Exercise aim - List all lines of the data containing the word "React".

***** Source data *****

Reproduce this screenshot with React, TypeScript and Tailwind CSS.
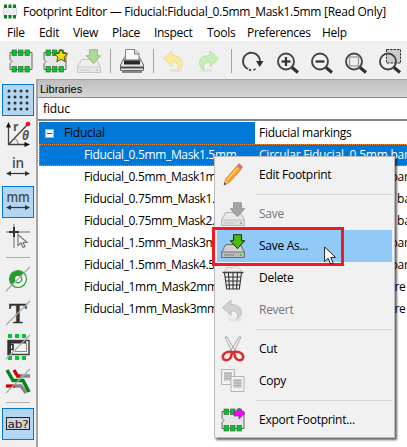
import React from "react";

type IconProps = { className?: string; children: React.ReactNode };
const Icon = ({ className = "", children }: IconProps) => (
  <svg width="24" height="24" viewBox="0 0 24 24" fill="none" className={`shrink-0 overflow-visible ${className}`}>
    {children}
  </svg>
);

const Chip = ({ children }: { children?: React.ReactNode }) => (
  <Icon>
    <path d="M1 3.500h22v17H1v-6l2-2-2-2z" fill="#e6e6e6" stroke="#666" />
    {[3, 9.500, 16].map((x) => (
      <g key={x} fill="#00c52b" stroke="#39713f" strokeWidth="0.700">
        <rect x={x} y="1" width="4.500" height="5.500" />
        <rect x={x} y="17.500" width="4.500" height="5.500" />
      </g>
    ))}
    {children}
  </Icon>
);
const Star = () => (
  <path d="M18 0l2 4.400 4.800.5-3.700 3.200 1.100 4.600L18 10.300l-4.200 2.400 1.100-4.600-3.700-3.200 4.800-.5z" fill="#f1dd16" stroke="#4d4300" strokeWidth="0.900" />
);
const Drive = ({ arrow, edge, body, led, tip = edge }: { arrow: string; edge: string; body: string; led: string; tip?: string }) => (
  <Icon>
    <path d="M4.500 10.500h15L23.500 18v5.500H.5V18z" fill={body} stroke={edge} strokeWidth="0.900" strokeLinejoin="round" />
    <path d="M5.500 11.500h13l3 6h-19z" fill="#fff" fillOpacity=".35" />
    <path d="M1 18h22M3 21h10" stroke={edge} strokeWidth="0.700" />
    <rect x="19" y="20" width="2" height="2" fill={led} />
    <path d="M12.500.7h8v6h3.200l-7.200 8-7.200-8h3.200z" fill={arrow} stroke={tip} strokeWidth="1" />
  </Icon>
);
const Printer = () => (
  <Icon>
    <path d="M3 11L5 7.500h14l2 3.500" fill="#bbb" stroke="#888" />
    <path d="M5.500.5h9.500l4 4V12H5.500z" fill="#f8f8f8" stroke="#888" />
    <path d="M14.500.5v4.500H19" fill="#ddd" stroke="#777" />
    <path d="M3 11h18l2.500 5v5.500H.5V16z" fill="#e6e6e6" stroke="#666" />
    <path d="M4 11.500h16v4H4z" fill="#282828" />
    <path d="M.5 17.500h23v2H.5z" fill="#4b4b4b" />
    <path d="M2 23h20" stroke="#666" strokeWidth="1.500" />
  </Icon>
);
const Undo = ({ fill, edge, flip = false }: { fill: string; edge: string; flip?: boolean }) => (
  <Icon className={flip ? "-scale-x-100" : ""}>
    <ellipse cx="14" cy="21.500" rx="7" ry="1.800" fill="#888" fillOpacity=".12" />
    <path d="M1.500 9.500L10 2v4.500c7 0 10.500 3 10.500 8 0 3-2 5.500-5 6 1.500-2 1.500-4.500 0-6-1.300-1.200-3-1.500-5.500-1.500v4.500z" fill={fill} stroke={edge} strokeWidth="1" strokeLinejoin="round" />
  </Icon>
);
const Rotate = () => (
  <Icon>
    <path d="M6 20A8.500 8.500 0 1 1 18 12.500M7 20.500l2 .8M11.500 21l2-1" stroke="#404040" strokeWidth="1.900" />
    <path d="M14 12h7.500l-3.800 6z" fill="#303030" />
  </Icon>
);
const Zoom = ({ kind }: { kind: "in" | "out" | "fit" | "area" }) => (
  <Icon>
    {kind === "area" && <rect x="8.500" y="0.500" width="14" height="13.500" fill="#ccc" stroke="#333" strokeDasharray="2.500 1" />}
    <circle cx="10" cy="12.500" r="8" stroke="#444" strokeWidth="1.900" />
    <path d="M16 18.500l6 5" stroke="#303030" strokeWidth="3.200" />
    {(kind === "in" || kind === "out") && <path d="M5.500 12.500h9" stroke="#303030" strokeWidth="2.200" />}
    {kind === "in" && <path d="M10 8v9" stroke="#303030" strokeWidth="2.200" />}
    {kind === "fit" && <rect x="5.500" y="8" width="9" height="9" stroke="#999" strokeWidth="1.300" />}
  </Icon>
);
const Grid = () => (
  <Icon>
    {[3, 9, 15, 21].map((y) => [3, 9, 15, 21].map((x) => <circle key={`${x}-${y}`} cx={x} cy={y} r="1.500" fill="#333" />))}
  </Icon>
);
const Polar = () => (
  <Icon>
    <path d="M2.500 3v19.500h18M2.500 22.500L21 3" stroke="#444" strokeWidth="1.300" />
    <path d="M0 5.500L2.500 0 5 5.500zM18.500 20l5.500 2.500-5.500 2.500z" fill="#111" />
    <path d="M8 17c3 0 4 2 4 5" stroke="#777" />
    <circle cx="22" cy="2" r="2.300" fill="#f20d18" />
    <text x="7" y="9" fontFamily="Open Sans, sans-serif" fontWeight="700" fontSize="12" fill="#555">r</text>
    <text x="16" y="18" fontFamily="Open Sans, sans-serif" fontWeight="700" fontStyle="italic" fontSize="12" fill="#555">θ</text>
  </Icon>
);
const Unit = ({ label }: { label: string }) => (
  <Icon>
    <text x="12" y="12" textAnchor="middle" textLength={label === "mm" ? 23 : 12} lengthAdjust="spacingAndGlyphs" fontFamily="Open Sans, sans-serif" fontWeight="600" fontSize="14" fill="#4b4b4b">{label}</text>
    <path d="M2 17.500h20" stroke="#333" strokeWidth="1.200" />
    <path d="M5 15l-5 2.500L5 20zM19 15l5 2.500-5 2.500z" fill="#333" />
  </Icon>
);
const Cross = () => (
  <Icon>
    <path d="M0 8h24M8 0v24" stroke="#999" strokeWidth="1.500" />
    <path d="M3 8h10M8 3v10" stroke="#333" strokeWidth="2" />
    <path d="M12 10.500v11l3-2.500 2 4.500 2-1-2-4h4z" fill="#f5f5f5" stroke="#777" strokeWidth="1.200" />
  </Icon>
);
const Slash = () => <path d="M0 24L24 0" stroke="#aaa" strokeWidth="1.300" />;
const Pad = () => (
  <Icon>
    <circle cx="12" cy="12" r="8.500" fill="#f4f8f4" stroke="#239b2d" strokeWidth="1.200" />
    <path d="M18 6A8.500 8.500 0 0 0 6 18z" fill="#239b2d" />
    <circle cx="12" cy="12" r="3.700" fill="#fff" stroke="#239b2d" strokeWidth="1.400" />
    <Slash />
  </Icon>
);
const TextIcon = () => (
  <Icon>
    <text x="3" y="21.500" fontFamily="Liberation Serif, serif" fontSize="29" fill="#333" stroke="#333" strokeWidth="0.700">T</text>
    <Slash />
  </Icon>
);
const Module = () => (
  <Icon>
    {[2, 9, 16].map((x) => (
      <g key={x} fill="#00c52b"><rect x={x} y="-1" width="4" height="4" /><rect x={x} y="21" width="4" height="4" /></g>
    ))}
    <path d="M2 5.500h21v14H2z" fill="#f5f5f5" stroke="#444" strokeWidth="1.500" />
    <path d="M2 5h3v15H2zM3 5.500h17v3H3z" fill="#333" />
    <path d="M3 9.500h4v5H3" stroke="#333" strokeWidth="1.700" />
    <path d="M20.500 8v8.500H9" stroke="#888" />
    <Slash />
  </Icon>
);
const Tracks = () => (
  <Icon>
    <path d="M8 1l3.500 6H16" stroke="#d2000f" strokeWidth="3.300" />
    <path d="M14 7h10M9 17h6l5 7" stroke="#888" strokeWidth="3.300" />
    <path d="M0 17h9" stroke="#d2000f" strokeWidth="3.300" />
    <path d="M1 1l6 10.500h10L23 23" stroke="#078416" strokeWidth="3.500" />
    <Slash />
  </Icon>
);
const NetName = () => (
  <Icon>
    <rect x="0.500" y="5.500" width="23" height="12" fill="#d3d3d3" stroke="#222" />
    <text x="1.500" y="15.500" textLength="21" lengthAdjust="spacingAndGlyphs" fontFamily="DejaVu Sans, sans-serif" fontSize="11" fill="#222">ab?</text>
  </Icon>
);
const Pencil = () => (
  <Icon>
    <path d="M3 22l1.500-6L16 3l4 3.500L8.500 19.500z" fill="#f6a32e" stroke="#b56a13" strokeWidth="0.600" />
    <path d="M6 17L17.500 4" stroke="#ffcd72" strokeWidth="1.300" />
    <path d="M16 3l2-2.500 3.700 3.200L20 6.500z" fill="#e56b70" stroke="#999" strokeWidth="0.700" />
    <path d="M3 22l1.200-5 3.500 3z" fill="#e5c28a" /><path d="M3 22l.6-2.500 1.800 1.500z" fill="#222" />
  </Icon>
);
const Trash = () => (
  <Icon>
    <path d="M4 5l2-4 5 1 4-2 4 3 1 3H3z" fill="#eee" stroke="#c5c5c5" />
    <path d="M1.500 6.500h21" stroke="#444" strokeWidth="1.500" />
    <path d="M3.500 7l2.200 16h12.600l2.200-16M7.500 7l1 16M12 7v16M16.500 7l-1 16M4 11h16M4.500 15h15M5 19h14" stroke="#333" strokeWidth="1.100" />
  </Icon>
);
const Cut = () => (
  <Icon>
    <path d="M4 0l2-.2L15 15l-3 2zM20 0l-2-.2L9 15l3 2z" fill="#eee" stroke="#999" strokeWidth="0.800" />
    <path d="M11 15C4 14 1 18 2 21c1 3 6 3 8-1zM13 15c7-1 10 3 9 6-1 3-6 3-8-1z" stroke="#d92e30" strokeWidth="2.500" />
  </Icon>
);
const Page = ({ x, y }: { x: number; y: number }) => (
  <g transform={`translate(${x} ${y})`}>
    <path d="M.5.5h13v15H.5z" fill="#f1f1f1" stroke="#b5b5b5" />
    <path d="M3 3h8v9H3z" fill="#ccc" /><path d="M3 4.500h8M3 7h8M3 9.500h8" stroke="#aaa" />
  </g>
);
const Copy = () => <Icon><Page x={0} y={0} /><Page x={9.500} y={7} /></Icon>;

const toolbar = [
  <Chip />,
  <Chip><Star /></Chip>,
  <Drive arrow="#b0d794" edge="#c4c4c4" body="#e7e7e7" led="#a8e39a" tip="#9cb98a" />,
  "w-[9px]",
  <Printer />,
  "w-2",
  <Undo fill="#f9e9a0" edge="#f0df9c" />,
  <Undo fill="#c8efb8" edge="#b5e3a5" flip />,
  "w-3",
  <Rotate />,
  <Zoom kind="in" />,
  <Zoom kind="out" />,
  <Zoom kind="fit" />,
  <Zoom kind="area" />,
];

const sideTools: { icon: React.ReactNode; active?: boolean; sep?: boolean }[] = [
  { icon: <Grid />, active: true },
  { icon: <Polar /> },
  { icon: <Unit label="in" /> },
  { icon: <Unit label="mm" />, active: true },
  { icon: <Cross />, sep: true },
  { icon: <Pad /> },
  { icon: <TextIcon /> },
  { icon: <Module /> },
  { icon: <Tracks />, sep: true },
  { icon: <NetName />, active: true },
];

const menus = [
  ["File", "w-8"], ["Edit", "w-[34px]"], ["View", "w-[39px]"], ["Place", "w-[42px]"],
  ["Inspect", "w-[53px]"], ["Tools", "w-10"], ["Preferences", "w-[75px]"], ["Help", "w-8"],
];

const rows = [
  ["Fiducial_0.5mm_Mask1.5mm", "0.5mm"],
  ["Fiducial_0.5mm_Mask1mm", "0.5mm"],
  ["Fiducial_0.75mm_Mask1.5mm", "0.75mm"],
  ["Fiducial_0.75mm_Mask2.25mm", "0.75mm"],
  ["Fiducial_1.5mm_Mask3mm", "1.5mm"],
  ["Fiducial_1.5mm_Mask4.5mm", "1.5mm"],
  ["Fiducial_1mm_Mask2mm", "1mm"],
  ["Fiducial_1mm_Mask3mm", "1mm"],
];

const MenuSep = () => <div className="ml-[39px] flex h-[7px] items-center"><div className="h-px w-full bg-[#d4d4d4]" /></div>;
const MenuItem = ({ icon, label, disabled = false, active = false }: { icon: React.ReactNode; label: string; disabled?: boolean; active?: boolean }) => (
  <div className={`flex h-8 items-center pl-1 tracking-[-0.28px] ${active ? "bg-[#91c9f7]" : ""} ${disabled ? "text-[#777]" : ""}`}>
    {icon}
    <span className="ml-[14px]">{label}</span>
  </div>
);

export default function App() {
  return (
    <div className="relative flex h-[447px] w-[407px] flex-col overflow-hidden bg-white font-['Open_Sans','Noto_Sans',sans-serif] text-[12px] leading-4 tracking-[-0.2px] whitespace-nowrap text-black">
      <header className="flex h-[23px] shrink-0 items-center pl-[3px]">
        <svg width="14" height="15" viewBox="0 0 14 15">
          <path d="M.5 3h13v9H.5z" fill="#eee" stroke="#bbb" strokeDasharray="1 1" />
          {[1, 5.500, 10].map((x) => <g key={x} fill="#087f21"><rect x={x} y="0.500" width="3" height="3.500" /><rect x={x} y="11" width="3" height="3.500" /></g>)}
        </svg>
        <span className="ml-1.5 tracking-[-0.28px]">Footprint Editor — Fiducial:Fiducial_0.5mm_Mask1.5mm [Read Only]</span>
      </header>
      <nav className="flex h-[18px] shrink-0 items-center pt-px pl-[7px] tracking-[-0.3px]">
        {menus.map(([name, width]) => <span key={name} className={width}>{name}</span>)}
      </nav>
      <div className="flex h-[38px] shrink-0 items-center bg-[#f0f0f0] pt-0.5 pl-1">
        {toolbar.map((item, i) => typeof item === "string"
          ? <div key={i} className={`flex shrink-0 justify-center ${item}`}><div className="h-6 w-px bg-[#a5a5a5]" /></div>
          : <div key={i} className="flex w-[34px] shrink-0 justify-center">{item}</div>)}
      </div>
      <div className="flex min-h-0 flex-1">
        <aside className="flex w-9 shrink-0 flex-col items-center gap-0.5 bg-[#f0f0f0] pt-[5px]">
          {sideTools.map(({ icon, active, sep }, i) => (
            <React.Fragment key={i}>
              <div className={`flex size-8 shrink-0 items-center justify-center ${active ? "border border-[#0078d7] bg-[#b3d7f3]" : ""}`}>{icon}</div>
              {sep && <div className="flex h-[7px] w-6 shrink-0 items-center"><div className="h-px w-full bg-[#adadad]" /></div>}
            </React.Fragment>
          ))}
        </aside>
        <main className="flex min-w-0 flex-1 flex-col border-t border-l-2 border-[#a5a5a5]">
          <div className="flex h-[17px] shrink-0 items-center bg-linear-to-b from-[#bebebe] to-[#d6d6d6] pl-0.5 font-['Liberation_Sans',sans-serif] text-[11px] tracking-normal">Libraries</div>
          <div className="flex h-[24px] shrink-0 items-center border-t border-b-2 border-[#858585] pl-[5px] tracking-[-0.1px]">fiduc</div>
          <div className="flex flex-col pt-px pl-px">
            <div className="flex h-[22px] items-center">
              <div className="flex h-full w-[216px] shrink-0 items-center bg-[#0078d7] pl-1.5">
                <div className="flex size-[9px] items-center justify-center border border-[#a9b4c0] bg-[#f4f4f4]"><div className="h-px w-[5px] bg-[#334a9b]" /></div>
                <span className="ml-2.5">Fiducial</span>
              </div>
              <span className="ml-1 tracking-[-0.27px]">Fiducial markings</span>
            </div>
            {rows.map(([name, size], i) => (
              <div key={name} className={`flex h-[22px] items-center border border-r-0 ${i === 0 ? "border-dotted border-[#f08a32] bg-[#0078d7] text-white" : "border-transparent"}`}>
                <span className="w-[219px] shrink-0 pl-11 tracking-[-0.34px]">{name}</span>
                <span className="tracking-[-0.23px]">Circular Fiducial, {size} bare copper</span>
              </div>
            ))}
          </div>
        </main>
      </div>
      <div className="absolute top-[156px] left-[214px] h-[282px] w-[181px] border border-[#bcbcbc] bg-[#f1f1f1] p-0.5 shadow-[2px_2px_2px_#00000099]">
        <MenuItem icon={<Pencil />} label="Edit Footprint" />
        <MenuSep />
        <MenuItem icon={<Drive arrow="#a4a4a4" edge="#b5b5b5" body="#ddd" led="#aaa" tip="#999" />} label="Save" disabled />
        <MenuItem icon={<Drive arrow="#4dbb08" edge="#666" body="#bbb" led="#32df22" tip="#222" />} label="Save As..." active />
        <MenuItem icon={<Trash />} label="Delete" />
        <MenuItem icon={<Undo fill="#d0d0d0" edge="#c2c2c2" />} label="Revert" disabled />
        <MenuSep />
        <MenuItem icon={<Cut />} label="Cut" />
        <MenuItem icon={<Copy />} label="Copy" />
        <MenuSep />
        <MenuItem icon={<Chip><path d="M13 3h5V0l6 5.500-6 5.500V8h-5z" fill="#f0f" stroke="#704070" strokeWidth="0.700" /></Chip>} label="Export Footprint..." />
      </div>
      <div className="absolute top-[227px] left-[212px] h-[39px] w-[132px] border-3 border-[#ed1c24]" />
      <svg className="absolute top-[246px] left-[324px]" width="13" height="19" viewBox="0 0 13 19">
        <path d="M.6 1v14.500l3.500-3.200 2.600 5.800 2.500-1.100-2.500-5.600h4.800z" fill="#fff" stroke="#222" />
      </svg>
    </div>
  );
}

*****

Result below -
Reproduce this screenshot with React, TypeScript and Tailwind CSS.
import React from "react";
type IconProps = { className?: string; children: React.ReactNode };
const Chip = ({ children }: { children?: React.ReactNode }) => (
const sideTools: { icon: React.ReactNode; active?: boolean; sep?: boolean }[] = [
const MenuItem = ({ icon, label, disabled = false, active = false }: { icon: React.ReactNode; label: string; disabled?: boolean; active?: boolean }) => (
            <React.Fragment key={i}>
            </React.Fragment>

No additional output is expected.